Iakovos (James) Sigalas was a Greek migrant born on the Island of Sikinos. In the 1880s he migrated to Egypt with his brothers in search of work, and they established a coffee house in Zag-a-Zig. Iakovos was called back to Greece for his military service, but on his return to Egypt there was no place for him at the hotel, and no financial assistance. He boarded the first ship departing, which happened to be heading for Perth. According to family legend he shucked oysters in Perth, and then did a short stint in Melbourne in an oyster shop near the Menzies Hotel, in Bourke Street.
Iacovos then left for New Zealand in 1895, where he married Winifred Curry from Wellington in 1896 (her family had emigrated from England). He opened a shop there, having learnt how to make confectionery on Syros. The couple had three children - Eleutherios (known as Letho), born in 1899, Rita, and Katie born in Adelaide in 1903.

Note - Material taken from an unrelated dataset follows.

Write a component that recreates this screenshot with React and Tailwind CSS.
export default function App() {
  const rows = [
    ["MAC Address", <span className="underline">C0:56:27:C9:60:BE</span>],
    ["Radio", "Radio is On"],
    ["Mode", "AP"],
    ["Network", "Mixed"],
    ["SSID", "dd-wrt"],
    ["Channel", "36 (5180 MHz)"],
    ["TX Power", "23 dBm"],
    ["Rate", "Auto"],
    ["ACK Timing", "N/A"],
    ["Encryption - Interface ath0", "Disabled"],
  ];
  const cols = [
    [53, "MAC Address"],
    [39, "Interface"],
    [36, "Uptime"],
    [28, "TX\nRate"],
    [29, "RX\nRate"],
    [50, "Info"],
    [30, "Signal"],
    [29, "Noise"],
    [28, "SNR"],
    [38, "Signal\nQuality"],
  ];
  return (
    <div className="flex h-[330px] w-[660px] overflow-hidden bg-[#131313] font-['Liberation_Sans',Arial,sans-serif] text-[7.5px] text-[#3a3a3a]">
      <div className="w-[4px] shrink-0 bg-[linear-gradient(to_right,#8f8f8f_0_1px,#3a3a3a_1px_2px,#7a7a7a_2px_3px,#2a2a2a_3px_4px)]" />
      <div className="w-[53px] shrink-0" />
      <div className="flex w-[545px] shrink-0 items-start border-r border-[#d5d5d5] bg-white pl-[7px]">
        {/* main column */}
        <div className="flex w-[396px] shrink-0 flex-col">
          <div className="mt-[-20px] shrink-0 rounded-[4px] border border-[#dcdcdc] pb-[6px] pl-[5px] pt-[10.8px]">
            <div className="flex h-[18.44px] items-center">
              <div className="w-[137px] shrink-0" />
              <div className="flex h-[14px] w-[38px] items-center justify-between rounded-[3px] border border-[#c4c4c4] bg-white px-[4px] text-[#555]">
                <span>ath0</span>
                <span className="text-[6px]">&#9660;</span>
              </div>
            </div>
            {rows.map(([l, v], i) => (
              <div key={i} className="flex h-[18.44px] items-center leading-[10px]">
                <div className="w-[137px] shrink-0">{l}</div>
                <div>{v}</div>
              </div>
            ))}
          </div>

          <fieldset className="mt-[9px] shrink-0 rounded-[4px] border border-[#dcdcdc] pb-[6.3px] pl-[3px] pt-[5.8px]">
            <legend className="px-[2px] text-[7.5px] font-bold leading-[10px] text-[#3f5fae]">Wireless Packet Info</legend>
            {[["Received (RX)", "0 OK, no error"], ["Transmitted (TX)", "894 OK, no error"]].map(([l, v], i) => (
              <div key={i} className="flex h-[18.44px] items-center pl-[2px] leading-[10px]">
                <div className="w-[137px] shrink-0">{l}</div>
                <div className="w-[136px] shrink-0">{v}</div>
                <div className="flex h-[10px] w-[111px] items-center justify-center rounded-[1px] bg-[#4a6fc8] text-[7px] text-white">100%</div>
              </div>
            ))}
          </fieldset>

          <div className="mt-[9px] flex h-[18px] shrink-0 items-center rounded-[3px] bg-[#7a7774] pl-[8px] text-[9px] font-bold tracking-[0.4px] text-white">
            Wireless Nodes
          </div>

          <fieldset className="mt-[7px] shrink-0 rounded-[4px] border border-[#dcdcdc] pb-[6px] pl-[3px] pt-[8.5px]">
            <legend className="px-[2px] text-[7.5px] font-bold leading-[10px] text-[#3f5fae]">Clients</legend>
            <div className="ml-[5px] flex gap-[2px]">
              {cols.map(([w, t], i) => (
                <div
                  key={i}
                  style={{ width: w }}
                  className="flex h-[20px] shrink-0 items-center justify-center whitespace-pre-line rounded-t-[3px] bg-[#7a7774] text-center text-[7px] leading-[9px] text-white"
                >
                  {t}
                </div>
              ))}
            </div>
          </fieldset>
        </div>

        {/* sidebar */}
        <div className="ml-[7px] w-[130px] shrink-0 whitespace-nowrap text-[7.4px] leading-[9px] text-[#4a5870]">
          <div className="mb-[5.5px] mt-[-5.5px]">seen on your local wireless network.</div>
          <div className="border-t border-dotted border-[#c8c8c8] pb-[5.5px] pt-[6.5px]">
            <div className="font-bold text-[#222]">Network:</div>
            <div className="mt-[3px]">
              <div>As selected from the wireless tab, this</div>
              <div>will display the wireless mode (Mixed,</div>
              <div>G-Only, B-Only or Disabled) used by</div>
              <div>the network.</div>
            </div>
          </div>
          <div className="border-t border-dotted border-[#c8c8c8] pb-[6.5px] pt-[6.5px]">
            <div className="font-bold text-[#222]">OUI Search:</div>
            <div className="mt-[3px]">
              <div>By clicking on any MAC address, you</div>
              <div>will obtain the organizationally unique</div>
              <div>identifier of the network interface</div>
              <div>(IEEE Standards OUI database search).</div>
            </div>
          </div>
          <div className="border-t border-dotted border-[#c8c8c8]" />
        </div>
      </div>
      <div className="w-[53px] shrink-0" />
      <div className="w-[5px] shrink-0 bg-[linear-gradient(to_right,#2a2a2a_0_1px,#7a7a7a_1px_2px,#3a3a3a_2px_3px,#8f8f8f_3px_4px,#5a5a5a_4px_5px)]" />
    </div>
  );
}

The family migrated to Adelaide in 1901 and opened a store at 19 Rundle Street, which operated under the family name James Sigalas and Co until the 1980s. James was also involved in the building of the kiosk on the Glenelg Pier.
The family then moved to Melbourne around 1905. James would bring out members of his family from Greece at different times, as there were relatively few Greeks in Melbourne and he wanted to surround himself with people he knew and could trust. He did not have a great deal to do with the Greek community in Melbourne - his interests were his business, his children and his extended family.
In 1906 he opened the Anglo-American café in Bourke Street. Then in 1912 James built four double storey terraces at 390 St Kilda Road, one of which became the family home. All the family who arrived from overseas stayed at the house (which was demolished in 1971). In the mid 1930s James opened the Centenary café three doors down from the Anglo-American café. (his nephew Ion Nicolades would transform the Anglo American into the Legend Café). His businesses were a success and he was able to purchase more property and probably pay the fares out from Greece for his relatives, including his sisters Coralia (Margetis) in 1903 and Anna (Devolis) in 1914.
In 1920, James took his three children to Athens to find them spouses and he had particular people in mind. He had heard that his cousins the Vrahamis family were in Athens, so he arranged for his son Letho to be engaged to Lili; his daughter Katie was engaged to Nikos Alafouzos and Rita to Andreas Nicolades from Samos. The three families were all related to James or were well known to him or to whom he was related. Katie and Nikos remained in Greece although they came to Melbourne after World War II and then eventually returned to Greece.
James frequently returned to Sikonos for summer breaks, where he would travel alone, spend money and impress his friends and relatives with his success. He was a benefactor of the island and godfather to numerous children which was a costly undertaking. He purchased a house on the island and left a personal income to the people of the island, which has been used to improve amenities. He also made donations to hospitals in Melbourne. James died in Melbourne in 1950.